If you notice I am using a tick signal from that counter! What do you suggest?

Also from the datasheet I am attaching a transition requirements:



Would you still send a tick signal?

 

[mrflibble]

What is clock_38 in entity spi_forum?

 

[PeterUK2009]

What is clock_38 in entity spi_forum?

its clock/38 equal to spi clock!

 

[FvM]

*grin* I love the way you incorporated all the suggestions in this thread so far. Especially the bit where you persist in using a counter to generate your divide-by-38 clock. Well on your way to a good coding habit! XD

I don't agree.

Although you might not recognize it at first sight, Peter is now applying the previous suggestions to implement the SPI interface in a single clock domain. There are probably detail faults, but the basic topology is a reasonable synchronous design.
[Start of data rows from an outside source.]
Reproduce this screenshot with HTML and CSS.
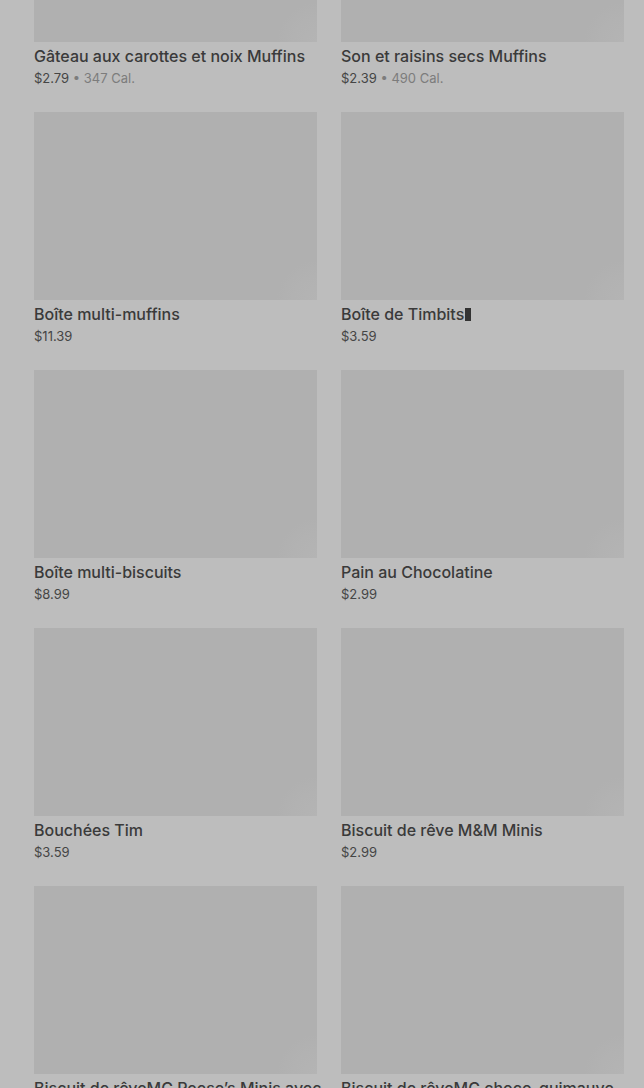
FILE: index.html
```html
<!DOCTYPE html>
<html lang="fr">
<head>
    <meta charset="UTF-8">
    <meta name="viewport" content="width=device-width, initial-scale=1.0">
    <title>Menu</title>
    <link rel="stylesheet" href="styles.css">
</head>
<body>
    <div class="grid">
        <!-- Row 1 -->
        <div class="item">
            <div class="thumb"></div>
            <div class="name">Gâteau aux carottes et noix Muffins</div>
            <div class="meta">$2.79 <span class="cal">• 347 Cal.</span></div>
        </div>
        <div class="item">
            <div class="thumb"></div>
            <div class="name">Son et raisins secs Muffins</div>
            <div class="meta">$2.39 <span class="cal">• 490 Cal.</span></div>
        </div>

        <!-- Row 2 -->
        <div class="item">
            <div class="thumb"></div>
            <div class="name">Boîte multi-muffins</div>
            <div class="meta">$11.39</div>
        </div>
        <div class="item">
            <div class="thumb"></div>
            <div class="name">Boîte de Timbits<span class="tofu"></span></div>
            <div class="meta">$3.59</div>
        </div>

        <!-- Row 3 -->
        <div class="item">
            <div class="thumb"></div>
            <div class="name">Boîte multi-biscuits</div>
            <div class="meta">$8.99</div>
        </div>
        <div class="item">
            <div class="thumb"></div>
            <div class="name">Pain au Chocolatine</div>
            <div class="meta">$2.99</div>
        </div>

        <!-- Row 4 -->
        <div class="item">
            <div class="thumb"></div>
            <div class="name">Bouchées Tim</div>
            <div class="meta">$3.59</div>
        </div>
        <div class="item">
            <div class="thumb"></div>
            <div class="name">Biscuit de rêve M&amp;M Minis</div>
            <div class="meta">$2.99</div>
        </div>

        <!-- Row 5 -->
        <div class="item">
            <div class="thumb"></div>
            <div class="name">Biscuit de rêveMC Reese’s Minis avec</div>
            <div class="meta">$2.99</div>
        </div>
        <div class="item">
            <div class="thumb"></div>
            <div class="name">Biscuit de rêveMC choco-guimauve</div>
            <div class="meta">$2.99</div>
        </div>
    </div>
</body>
</html>
```

FILE: styles.css
```css
html, body {
    margin: 0;
    padding: 0;
    background-color: #bdbdbd;
    overflow: hidden;
}
body {
    font-family: Inter, "Noto Sans", sans-serif;
    color: #3b3b3b;
}
.grid {
    display: grid;
    grid-template-columns: 283px 283px;
    column-gap: 24px;
    row-gap: 23px;
    padding: 0 20px 0 34px;
    margin-top: -146px;
}
.thumb {
    height: 188px;
    background-color: #b0b0b0;
    background-image: radial-gradient(circle at 100% 100%, #b4b4b4 0, #b2b2b2 24px, rgba(176, 176, 176, 0) 40px);
}
.name {
    margin-top: 3px;
    font-size: 16px;
    line-height: 22px;
    font-weight: 500;
    white-space: nowrap;
    color: #3a3a3a;
}
.tofu {
    display: inline-block;
    width: 6px;
    height: 13px;
    margin-left: 1px;
    background-color: #333;
    vertical-align: -1px;
}
.meta {
    font-size: 13px;
    line-height: 22px;
    color: #454545;
}
.cal {
    color: #7c7c7c;
}
```
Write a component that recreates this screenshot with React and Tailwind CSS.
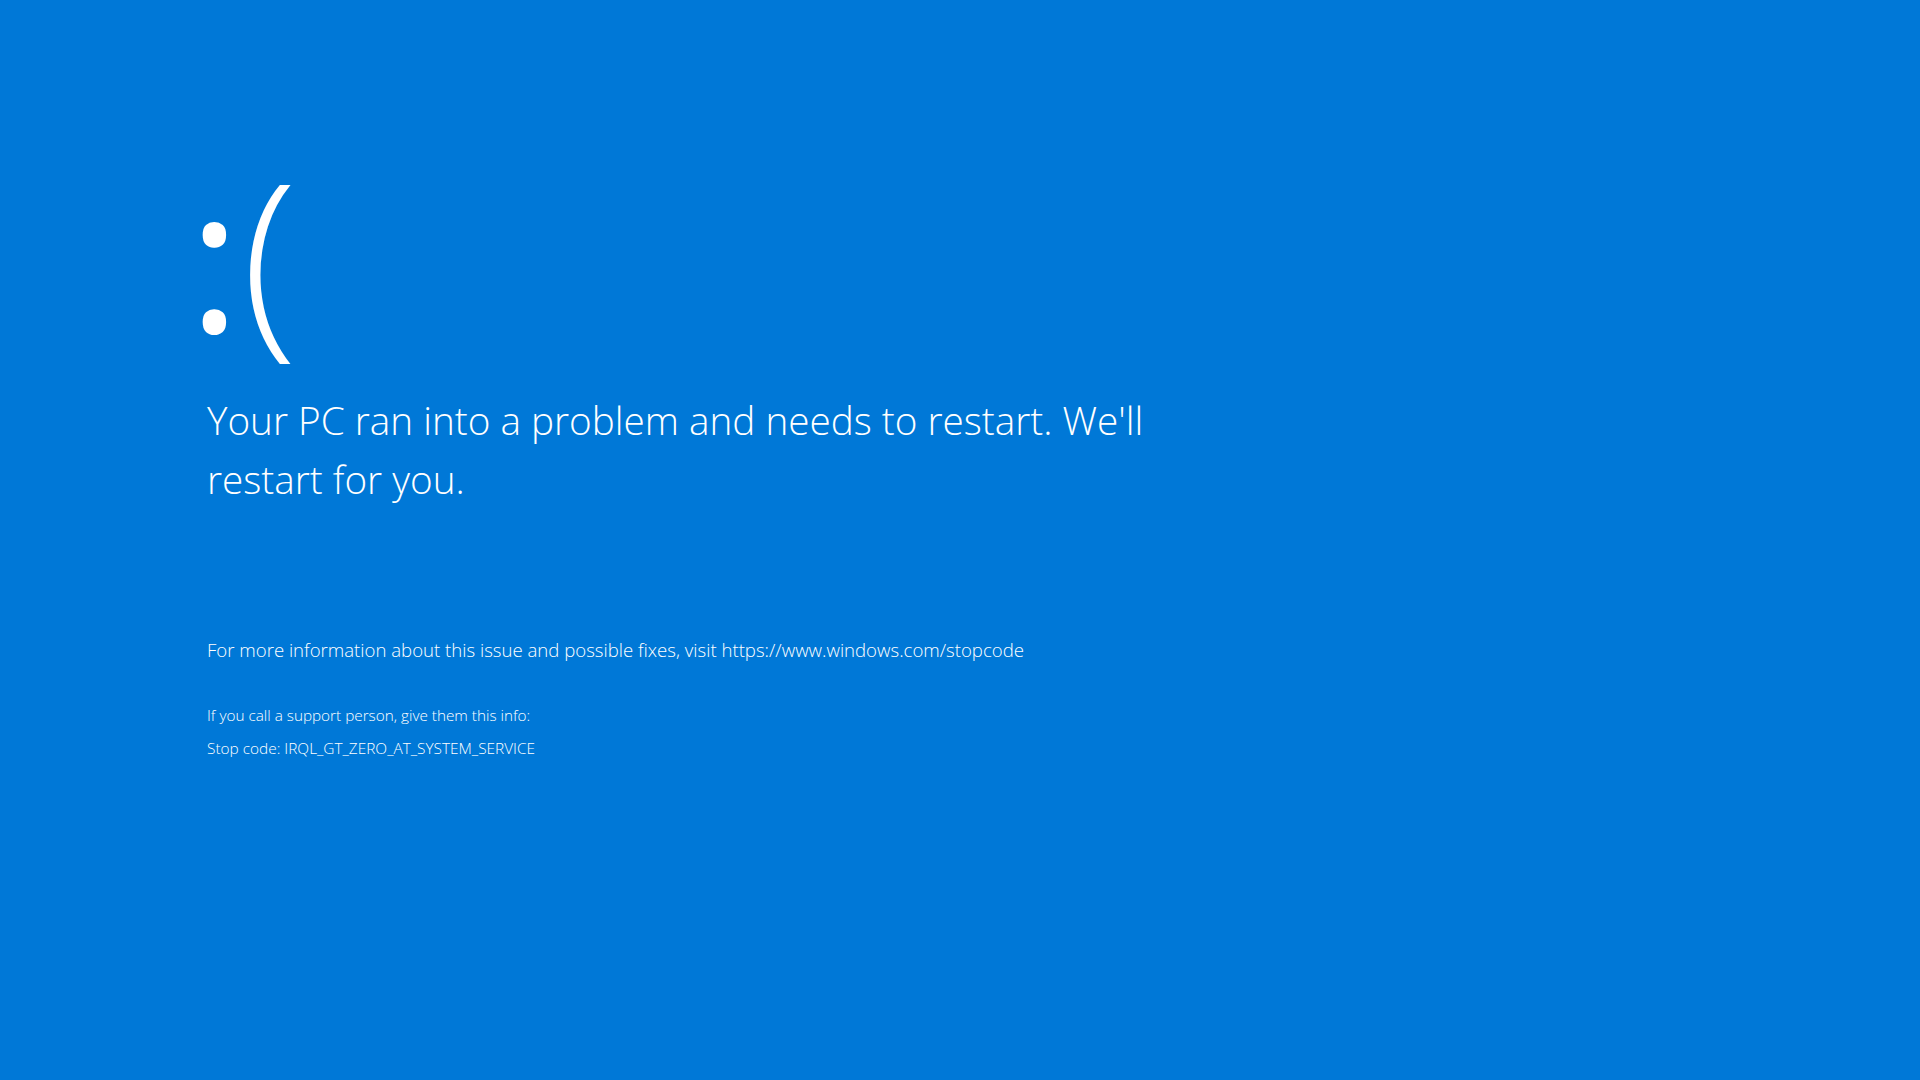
export default function App() {
  return (
    <div className="w-[1920px] h-[1080px] bg-[#0078d7] text-white overflow-hidden font-['Open_Sans',sans-serif]">
      <div className="pl-[207px] pt-[151px] flex flex-col items-start">
        <div className="h-[204px] text-[204px] leading-none font-light whitespace-nowrap">
          <span className="text-[201px] font-normal ml-[-19px]">:</span>
          <span className="ml-[1px]">(</span>
        </div>
        <div className="mt-[36px] w-[1010px] text-[38.7px] leading-[59px] font-light">
          Your PC ran into a problem and needs to restart. We'll restart for you.
        </div>
        <div className="mt-[127px] text-[18.6px] leading-[28px] font-light">
          For more information about this issue and possible fixes, visit https://www.windows.com/stopcode
        </div>
        <div className="mt-[41px] text-[15.3px] leading-[20px] font-light">
          If you call a support person, give them this info:
        </div>
        <div className="mt-[14px] text-[15.4px] leading-[20px] font-light">
          Stop code: IRQL_GT_ZERO_AT_SYSTEM_SERVICE
        </div>
      </div>
    </div>
  );
}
On the other hand, the bare SPI function can be probably implemented on 1/3 or 1/4 the number of code lines. There's also some garbage like an unsused shift left function. It will be ignored in synthesis and most likely doesn't cost resources but affects code readablity. There are also some inconsistencies, you have a word length parameter, but the internal bit count is fixed to eight.

Personally, I tend to put a trivial SPI interface like this in a single process.